Catherine, Princess of Wales: Walker's designs are also chosen by Diana's daughter-in-law, Catherine. Catherine Walker has become one of the current Princess of Wales favourite designers and she chooses to wear the designer's creations for formal engagements.

Prince William had a few coats made by Catherine Walker as a child.

The Duke of Kent's daughter, Lady Helen Taylor (née Windsor), wore a Catherine Walker design for her 1992 wedding to Tim Taylor.

Katharine, Duchess of Kent has worn many designs by Catherine Walker, including a dress to attend William, Prince of Wales's wedding in 2011

Lady Gabriella Kingston has been wearing CW designs since her teenage years and has stayed loyal to the brand. She wore the designer's coatdress to the memorial service for Catherine Walker in 2010. She almost always wears the designer's pieces to the formal royal events, most recently the coronation of King Charles III at Westminster Abbey, London.

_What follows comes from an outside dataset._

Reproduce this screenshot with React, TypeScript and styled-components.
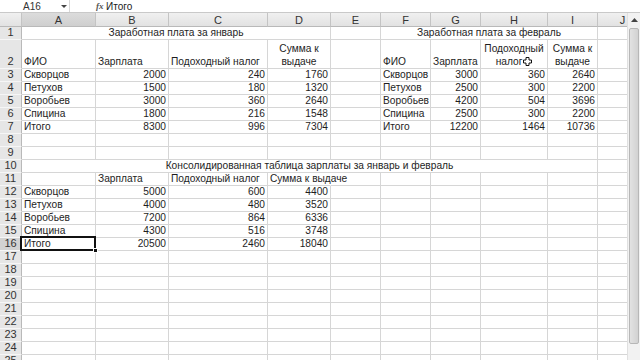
import React from "react";
import styled, { createGlobalStyle, css } from "styled-components";

const Global = createGlobalStyle`
  html, body { margin: 0; padding: 0; background: #fff; }
  body { width: 640px; height: 360px; overflow: hidden; font-family: "Liberation Sans", Arial, sans-serif; }
`;

const COLS = [22, 74, 73, 99, 63, 50, 50, 50, 67, 50, 50];
const LETTERS = ["A", "B", "C", "D", "E", "F", "G", "H", "I", "J"];

type Align = "left" | "right" | "center";
type Cell = { c: number; span?: number; t: string; a?: Align; wrap?: boolean; over?: boolean };

const Window = styled.div`
  width: 640px;
  height: 360px;
  display: flex;
  flex-direction: column;
  overflow: hidden;
  background: #fff;
`;

const FormulaBar = styled.div`
  height: 12px;
  display: flex;
  align-items: center;
  border-bottom: 1px solid #c9c9c9;
  background: #fff;
  font-size: 10px;
  color: #333;
  flex: none;
`;

const NameBox = styled.div`
  width: 70px;
  height: 100%;
  display: flex;
  align-items: center;
  padding-left: 23px;
  box-sizing: border-box;
  position: relative;
  border-right: 1px solid #d8d8d8;
`;

const DropArrow = styled.span`
  position: absolute;
  left: 61px;
  top: 5px;
  width: 0;
  height: 0;
  border-left: 3px solid transparent;
  border-right: 3px solid transparent;
  border-top: 3px solid #444;
`;

const Fx = styled.span`
  margin-left: 26px;
  font-family: "Liberation Serif", serif;
  font-style: italic;
  font-weight: bold;
  font-size: 9px;
  color: #555;
  width: 9px;
`;

const FormulaText = styled.span`
  margin-left: 1px;
  color: #222;
`;

const Body = styled.div`
  flex: 1;
  display: flex;
  min-height: 0;
`;

const Sheet = styled.div`
  flex: 1;
  overflow: hidden;
  display: grid;
  grid-template-columns: ${COLS.map((w) => w + "px").join(" ")};
  grid-template-rows: 14px 13px 29px repeat(23, 13px);
  font-size: 10.2px;
  color: #1e1e1e;
  align-content: start;
`;

const Header = styled.div<{ $sel?: boolean }>`
  background: ${(p) => (p.$sel ? "linear-gradient(#dcdcdc, #cfcfcf)" : "linear-gradient(#f0f0f0, #e2e2e2)")};
  border-right: 1px solid #c4c4c4;
  border-bottom: 1px solid #b9b9b9;
  box-sizing: border-box;
  display: flex;
  align-items: center;
  justify-content: center;
  font-size: 11px;
  color: #333;
  white-space: nowrap;
  overflow: hidden;
`;

const RowHead = styled.div<{ $sel?: boolean }>`
  background: ${(p) => (p.$sel ? "#d2d2d2" : "#e6e6e6")};
  border-right: 1px solid #b9b9b9;
  border-bottom: 1px solid #f6f6f6;
  box-sizing: border-box;
  display: flex;
  align-items: flex-end;
  justify-content: center;
  font-size: 11px;
  line-height: 13px;
  color: #333;
  overflow: hidden;
`;

const Corner = styled(Header)`
  background: linear-gradient(#f0f0f0, #e2e2e2);
`;

const CellBox = styled.div<{ $align: Align; $wrap?: boolean; $over?: boolean; $span: number; $sel?: boolean }>`
  grid-column: span ${(p) => p.$span};
  border-right: 1px solid #d6d6d6;
  border-bottom: 1px solid #d6d6d6;
  box-sizing: border-box;
  display: flex;
  align-items: flex-end;
  justify-content: ${(p) => (p.$align === "right" ? "flex-end" : p.$align === "center" ? "center" : "flex-start")};
  text-align: ${(p) => p.$align};
  padding: 0 2px 0 2px;
  line-height: 13px;
  white-space: ${(p) => (p.$wrap ? "normal" : "nowrap")};
  overflow: ${(p) => (p.$over || p.$sel ? "visible" : "hidden")};
  position: relative;
  z-index: ${(p) => (p.$sel ? 2 : p.$over ? 1 : 0)};
  ${(p) =>
    p.$over &&
    css`
      border-right-color: transparent;
    `}
`;

const Selection = styled.div`
  position: absolute;
  left: -2px;
  top: -2px;
  right: -1px;
  bottom: -1px;
  border: 2px solid #111;
  pointer-events: none;
`;

const Handle = styled.div`
  position: absolute;
  right: -4px;
  bottom: -4px;
  width: 5px;
  height: 5px;
  background: #111;
  border: 1px solid #fff;
  box-sizing: border-box;
`;

const Cursor = styled.span`
  display: inline-block;
  width: 9px;
  height: 9px;
  margin-left: 1px;
  position: relative;
  vertical-align: -1px;
`;

const Scrollbar = styled.div`
  width: 12px;
  flex: none;
  display: flex;
  flex-direction: column;
  background: #f2f2f2;
  border-left: 1px solid #e0e0e0;
`;

const ScrollArrow = styled.div`
  height: 14px;
  display: flex;
  align-items: center;
  justify-content: center;
  flex: none;
`;

const Thumb = styled.div`
  height: 314px;
  margin: 1px 1px 0 1px;
  background: linear-gradient(90deg, #e2e2e2, #d2d2d2);
  border: 1px solid #b7b7b7;
  border-radius: 2px;
  flex: none;
`;

const rows: Cell[][] = [
  [{ c: 0, span: 4, t: "Заработная плата за январь", a: "center" }, { c: 4, t: "" }, { c: 5, span: 4, t: "Заработная плата за февраль", a: "center" }, { c: 9, t: "" }],
  [
    { c: 0, t: "ФИО" },
    { c: 1, t: "Зарплата" },
    { c: 2, t: "Подоходный налог" },
    { c: 3, t: "Сумма к выдаче", a: "center", wrap: true },
    { c: 4, t: "" },
    { c: 5, t: "ФИО" },
    { c: 6, t: "Зарплата" },
    { c: 7, t: "Подоходный налог", a: "center", wrap: true },
    { c: 8, t: "Сумма к выдаче", a: "center", wrap: true },
    { c: 9, t: "" },
  ],
];

const jan = [
  ["Скворцов", "2000", "240", "1760"],
  ["Петухов", "1500", "180", "1320"],
  ["Воробьев", "3000", "360", "2640"],
  ["Спицина", "1800", "216", "1548"],
  ["Итого", "8300", "996", "7304"],
];
const feb = [
  ["Скворцов", "3000", "360", "2640"],
  ["Петухов", "2500", "300", "2200"],
  ["Воробьев", "4200", "504", "3696"],
  ["Спицина", "2500", "300", "2200"],
  ["Итого", "12200", "1464", "10736"],
];
const cons = [
  ["Скворцов", "5000", "600", "4400"],
  ["Петухов", "4000", "480", "3520"],
  ["Воробьев", "7200", "864", "6336"],
  ["Спицина", "4300", "516", "3748"],
  ["Итого", "20500", "2460", "18040"],
];

const quad = (r: string[], start: number): Cell[] => [
  { c: start, t: r[0] },
  { c: start + 1, t: r[1], a: "right" },
  { c: start + 2, t: r[2], a: "right" },
  { c: start + 3, t: r[3], a: "right" },
];

const empty = (from: number, to: number): Cell[] => {
  const out: Cell[] = [];
  for (let i = from; i <= to; i++) out.push({ c: i, t: "" });
  return out;
};

jan.forEach((r, i) => rows.push([...quad(r, 0), { c: 4, t: "" }, ...quad(feb[i], 5), { c: 9, t: "" }]));
rows.push(empty(0, 9));
rows.push(empty(0, 9));
rows.push([{ c: 0, span: 9, t: "Консолидированная таблица зарплаты за январь и февраль", a: "center" }, { c: 9, t: "" }]);
rows.push([{ c: 0, t: "" }, { c: 1, t: "Зарплата" }, { c: 2, t: "Подоходный налог" }, { c: 3, t: "Сумма к выдаче", over: true }, ...empty(4, 9)]);
cons.forEach((r) => rows.push([...quad(r, 0), ...empty(4, 9)]));
for (let i = 0; i < 9; i++) rows.push(empty(0, 9));

const SEL_ROW = 16;

const CursorIcon = () => (
  <Cursor>
    <svg width="9" height="9" viewBox="0 0 9 9">
      <path d="M3 0.5h3v2.5h2.5v3h-2.5v2.5h-3v-2.5h-2.5v-3h2.5z" fill="#fff" stroke="#111" strokeWidth="1" />
    </svg>
  </Cursor>
);

export default function App() {
  return (
    <Window>
      <Global />
      <FormulaBar>
        <NameBox>
          A16
          <DropArrow />
        </NameBox>
        <Fx>fx</Fx>
        <FormulaText>Итого</FormulaText>
      </FormulaBar>
      <Body>
        <Sheet>
          <Corner />
          {LETTERS.map((l, i) => (
            <Header key={l} $sel={i === 0}>
              {l}
            </Header>
          ))}
          {rows.map((row, ri) => {
            const n = ri + 1;
            return (
              <React.Fragment key={n}>
                <RowHead $sel={n === SEL_ROW}>{n}</RowHead>
                {row.map((cell) => {
                  const sel = n === SEL_ROW && cell.c === 0;
                  return (
                    <CellBox
                      key={cell.c}
                      $align={cell.a || "left"}
                      $wrap={cell.wrap}
                      $over={cell.over}
                      $sel={sel}
                      $span={cell.span || 1}
                    >
                      {cell.wrap && cell.t === "Подоходный налог" ? (
                        <span>
                          Подоходный
                          <br />
                          налог
                          <CursorIcon />
                        </span>
                      ) : cell.wrap && cell.t === "Сумма к выдаче" ? (
                        <span>
                          Сумма к
                          <br />
                          выдаче
                        </span>
                      ) : (
                        cell.t
                      )}
                      {sel && (
                        <Selection>
                          <Handle />
                        </Selection>
                      )}
                    </CellBox>
                  );
                })}
              </React.Fragment>
            );
          })}
        </Sheet>
        <Scrollbar>
          <ScrollArrow>
            <svg width="7" height="4" viewBox="0 0 7 4">
              <path d="M0 4L3.5 0L7 4z" fill="#444" />
            </svg>
          </ScrollArrow>
          <Thumb />
        </Scrollbar>
      </Body>
    </Window>
  );
}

Sophie Winkleman formally Lady Frederick Windsor, the sister-in-law of Lady Gabriella Kingston is also a fan of the Catherine Walker fashion house. She has been seen in CW outfit for many formal royal events

Carole Middleton, the mother of Catherine, Princess of Wales wore Catherine Walker for numerous public occasions.

Mette-Marit, Crown Princess of Norway wore a classic Catherine Walker coatdress in red during a Nobel Peace Prize ceremony.

Marie Chevallier – wife of Louis Robert Paul Ducruet (son of Princess Stéphanie of Monaco and Daniel Ducruet), has chosen a Catherine Walker coatdress to attend a Catholic Mass at the Monaco Cathedral during the celebrations marking Monaco's National Day in Monaco, on 19 November 2019.

Judi Dench has worn a bespoke Catherine Walker piece for British Vogue -Ask a legend interview in 2020.

J.K. Rowling wore a Paddington coat dress to receive her insignia as a Member of the Order of the Companions of Honour in 2017.

==Death==
Walker died on 23 September 2010 in a hospital, after being found unconscious by a neighbour at her home in Sussex, England. She had suffered breast cancer, and was a founding sponsor of the charity Breast Cancer Haven. Walker was survived by her second husband Said Ismael Cyrus and two daughters, Naomi and Marianne, from her first marriage.